During the summer White-Hill would work for Mount Benson Forestry (now Petroglyph Forestry) on the Field Crew and in business development. Petroglyph Forestry is a subsidiary of PDG. Snuneymuxw was given approximately 2000 acres on Mount Benson as part of a reconciliation agreement in 2013, which has transformed the nation’s economy.

Mount Benson is a sacred place in Snuneymuxw culture. The traditional name of the mountain is Te’tuxwtun, meaning “grandmother of the surrounding mountains.” The mountain features prominently in one of the Snuneymuxw creation stories, wherein the creator dropped the first people out of the sky onto Te’tuxwtun.

“Being out there in the woods, that’s something our people haven’t been able to do in the same way since colonization, so it was special to be out there in the environment in an engaging way,” White-Hill said. “It made me think about how much logging has impacted our territory. Nearly all of our territory is second growth—it’s all been logged at various points over the past 150 years. When I would be out in the woods I always hoped to find some sign of the work that my ancestors did there, but it is gone for the most part. With that said, the forest is still there, the animals and the plants and the new trees are still there, that’s how nature is. I think that also speaks to the perseverance that we as Indigenous people have had within the colonial landscape—despite everything we are still here and working to better ourselves.”

After graduation, White-Hill was promoted to working in the office as a project assistant. White-Hill job shadowed the CEO and worked to develop business strategies and assist with managing projects.

“We’ve developed a harvesting plan, and we’re overseeing all the different forestry engineering management. We have a contractor that we hire to do the logging work,” White-Hill said. “Ideally, we’re going to work toward ourselves being the one who does that, where we have our own members trained up on heavy machine operating. The more we can bring things internal, the better it is. We can employ our own people and keep the money within our nation.”

While the forestry land has had a positive economic impact for the Snuneymuxw Nation, White-Hill is outspoken about the need to diversify economic opportunities. He has helped manage Newcastle Island (Saysutshun) with daily operations and revenue collection. His work on Saysutshun has seen the island’s history told from a Snuneymuxw perspective in the context of its pre-colonial history. Tourism to the island provides an economic opportunity for Snuneymuxw, but also serves as a way of advancing reconciliation by educating Canadians and people from around the globe about the traditional knowledge and teachings of Snuneymuxw elders and ancestors, reclaiming space that was greatly impacted by colonization. Before colonization, Saysutshun was a sacred space where healers would go for training, or people would go to prepare for spiritual work. During colonization the island was mined for its rich sandstone and coal deposits, and was a hot spot in the 1930s for tourists from across North America.

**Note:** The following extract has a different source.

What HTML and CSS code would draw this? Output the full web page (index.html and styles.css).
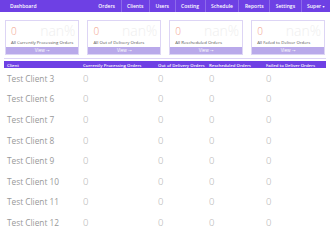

Aside from his work with Saysutshun and Petroglyph Forestry, White-Hill is helping develop plans for a Snuneymuxw gas station in Cedar, as well as cannabis industry opportunities.

He has an interest in green energy projects like harvesting tidal energy, and hopes to help such initiatives find more traction.

“There are so many different opportunities for us within our territory. It makes me proud as a Snuneymuxw person to have a part in it, and being able to help push ourselves to become more independent economically,” White-Hill said. “Acting upon the economic potential of our territory is a major part of economic reconciliation for us as a nation.”

White-Hill is planning to pursue an MBA with a focus on Indigenous business and leadership. His goal is to develop his skills through such a program to help with the work he does for PDG and Snuneymuxw. After that, White-Hill has his sights on a degree in Indigenous Law from UVIC.

“For right now my goal is to continue to develop my skill set and gain experience,” White-Hill said. “With the MBA and the law degree I’d be able to work either as a lawyer, an advocate, or in negotiations. I want to help out a lot of people, even beyond Snuneymuxw and beyond BC. If I could do work across Canada for Indigenous people as a whole to help realize the potential of reconciliation both socially and economically, I think that would be really special.”